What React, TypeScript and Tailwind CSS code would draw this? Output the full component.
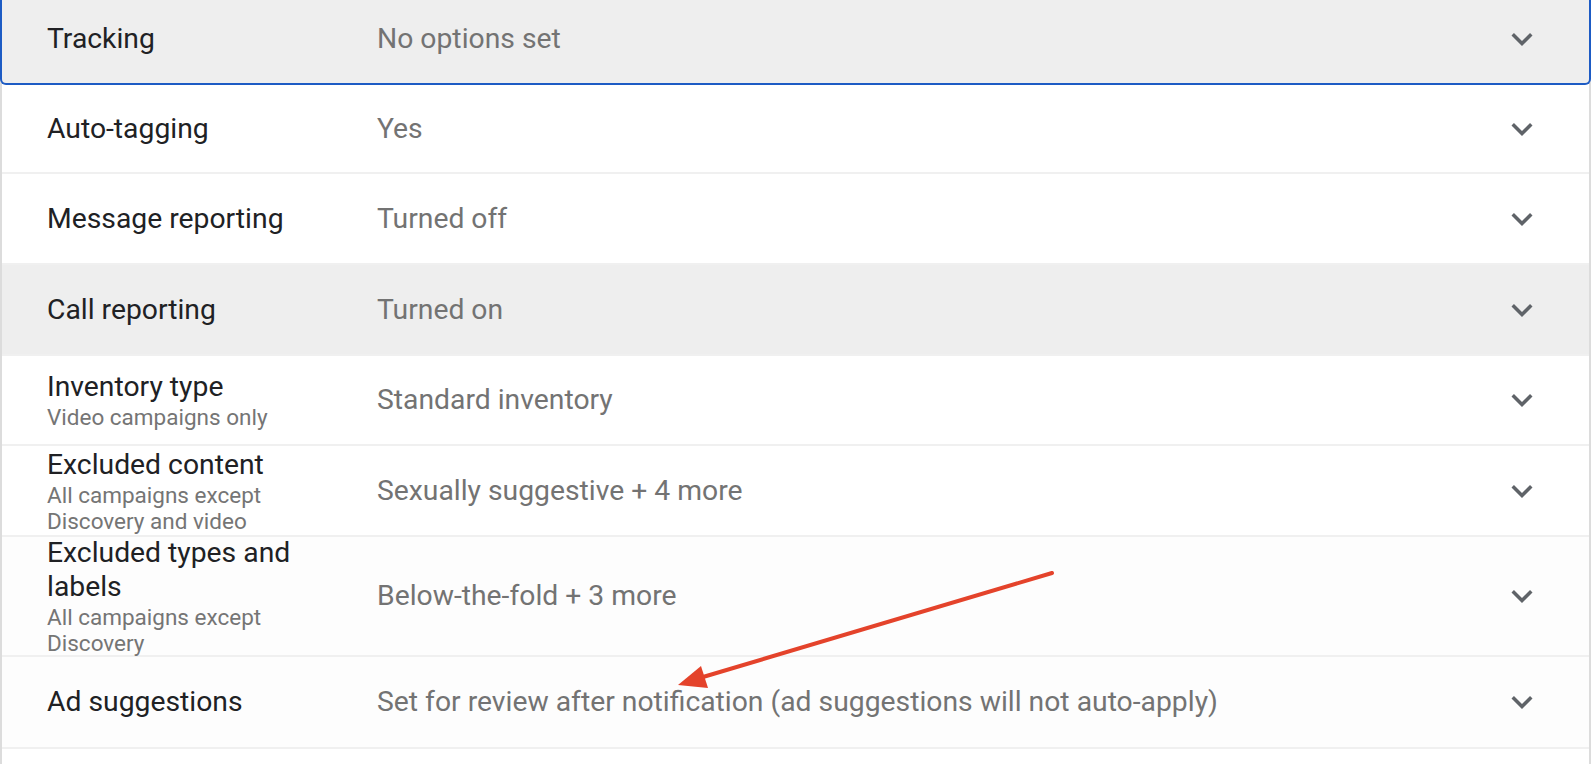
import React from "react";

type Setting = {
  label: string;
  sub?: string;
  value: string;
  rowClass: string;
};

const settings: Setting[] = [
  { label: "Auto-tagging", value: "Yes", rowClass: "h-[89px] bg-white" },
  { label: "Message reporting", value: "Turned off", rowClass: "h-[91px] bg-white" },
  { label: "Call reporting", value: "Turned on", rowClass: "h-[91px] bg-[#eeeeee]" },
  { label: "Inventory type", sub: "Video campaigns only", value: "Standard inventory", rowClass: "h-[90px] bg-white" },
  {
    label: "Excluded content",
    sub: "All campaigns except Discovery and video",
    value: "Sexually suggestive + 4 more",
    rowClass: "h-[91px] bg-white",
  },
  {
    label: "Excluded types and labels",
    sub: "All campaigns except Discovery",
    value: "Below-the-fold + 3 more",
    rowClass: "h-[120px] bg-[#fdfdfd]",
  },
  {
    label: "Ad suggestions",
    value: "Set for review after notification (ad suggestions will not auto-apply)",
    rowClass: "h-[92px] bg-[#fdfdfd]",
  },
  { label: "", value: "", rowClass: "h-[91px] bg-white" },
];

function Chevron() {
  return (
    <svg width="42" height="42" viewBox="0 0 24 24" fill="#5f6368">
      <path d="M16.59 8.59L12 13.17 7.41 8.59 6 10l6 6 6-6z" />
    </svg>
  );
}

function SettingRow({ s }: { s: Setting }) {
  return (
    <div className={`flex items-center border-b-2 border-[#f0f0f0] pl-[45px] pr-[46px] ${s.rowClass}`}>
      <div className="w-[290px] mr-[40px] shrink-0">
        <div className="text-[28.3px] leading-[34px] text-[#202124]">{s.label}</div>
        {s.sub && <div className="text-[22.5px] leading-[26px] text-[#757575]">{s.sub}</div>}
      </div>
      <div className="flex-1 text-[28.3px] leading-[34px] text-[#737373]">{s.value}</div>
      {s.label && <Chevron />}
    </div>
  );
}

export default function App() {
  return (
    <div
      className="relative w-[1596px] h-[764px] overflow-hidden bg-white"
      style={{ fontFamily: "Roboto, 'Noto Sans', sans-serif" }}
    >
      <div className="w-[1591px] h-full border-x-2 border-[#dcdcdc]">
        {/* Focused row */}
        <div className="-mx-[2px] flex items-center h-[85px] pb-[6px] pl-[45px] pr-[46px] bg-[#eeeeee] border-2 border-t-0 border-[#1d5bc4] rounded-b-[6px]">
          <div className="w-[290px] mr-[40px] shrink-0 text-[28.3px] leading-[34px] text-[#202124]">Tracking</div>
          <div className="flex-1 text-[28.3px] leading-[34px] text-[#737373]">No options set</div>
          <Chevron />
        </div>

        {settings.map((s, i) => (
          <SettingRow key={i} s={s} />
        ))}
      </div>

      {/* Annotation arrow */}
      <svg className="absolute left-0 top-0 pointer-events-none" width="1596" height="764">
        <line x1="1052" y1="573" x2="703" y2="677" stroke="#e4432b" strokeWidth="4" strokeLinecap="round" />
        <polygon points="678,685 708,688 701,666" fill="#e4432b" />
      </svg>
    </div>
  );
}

________

**What the task requires**. Skip the images and write out the rest of the listing exactly.

**Task solution**.
What React, TypeScript and Tailwind CSS code would draw this? Output the full component.
import React from "react";

type Setting = {
  label: string;
  sub?: string;
  value: string;
  rowClass: string;
};

const settings: Setting[] = [
  { label: "Auto-tagging", value: "Yes", rowClass: "h-[89px] bg-white" },
  { label: "Message reporting", value: "Turned off", rowClass: "h-[91px] bg-white" },
  { label: "Call reporting", value: "Turned on", rowClass: "h-[91px] bg-[#eeeeee]" },
  { label: "Inventory type", sub: "Video campaigns only", value: "Standard inventory", rowClass: "h-[90px] bg-white" },
  {
    label: "Excluded content",
    sub: "All campaigns except Discovery and video",
    value: "Sexually suggestive + 4 more",
    rowClass: "h-[91px] bg-white",
  },
  {
    label: "Excluded types and labels",
    sub: "All campaigns except Discovery",
    value: "Below-the-fold + 3 more",
    rowClass: "h-[120px] bg-[#fdfdfd]",
  },
  {
    label: "Ad suggestions",
    value: "Set for review after notification (ad suggestions will not auto-apply)",
    rowClass: "h-[92px] bg-[#fdfdfd]",
  },
  { label: "", value: "", rowClass: "h-[91px] bg-white" },
];

function Chevron() {
  return (
    <svg width="42" height="42" viewBox="0 0 24 24" fill="#5f6368">
      <path d="M16.59 8.59L12 13.17 7.41 8.59 6 10l6 6 6-6z" />
    </svg>
  );
}

function SettingRow({ s }: { s: Setting }) {
  return (
    <div className={`flex items-center border-b-2 border-[#f0f0f0] pl-[45px] pr-[46px] ${s.rowClass}`}>
      <div className="w-[290px] mr-[40px] shrink-0">
        <div className="text-[28.3px] leading-[34px] text-[#202124]">{s.label}</div>
        {s.sub && <div className="text-[22.5px] leading-[26px] text-[#757575]">{s.sub}</div>}
      </div>
      <div className="flex-1 text-[28.3px] leading-[34px] text-[#737373]">{s.value}</div>
      {s.label && <Chevron />}
    </div>
  );
}

export default function App() {
  return (
    <div
      className="relative w-[1596px] h-[764px] overflow-hidden bg-white"
      style={{ fontFamily: "Roboto, 'Noto Sans', sans-serif" }}
    >
      <div className="w-[1591px] h-full border-x-2 border-[#dcdcdc]">
        {/* Focused row */}
        <div className="-mx-[2px] flex items-center h-[85px] pb-[6px] pl-[45px] pr-[46px] bg-[#eeeeee] border-2 border-t-0 border-[#1d5bc4] rounded-b-[6px]">
          <div className="w-[290px] mr-[40px] shrink-0 text-[28.3px] leading-[34px] text-[#202124]">Tracking</div>
          <div className="flex-1 text-[28.3px] leading-[34px] text-[#737373]">No options set</div>
          <Chevron />
        </div>

        {settings.map((s, i) => (
          <SettingRow key={i} s={s} />
        ))}
      </div>

      {/* Annotation arrow */}
      <svg className="absolute left-0 top-0 pointer-events-none" width="1596" height="764">
        <line x1="1052" y1="573" x2="703" y2="677" stroke="#e4432b" strokeWidth="4" strokeLinecap="round" />
        <polygon points="678,685 708,688 701,666" fill="#e4432b" />
      </svg>
    </div>
  );
}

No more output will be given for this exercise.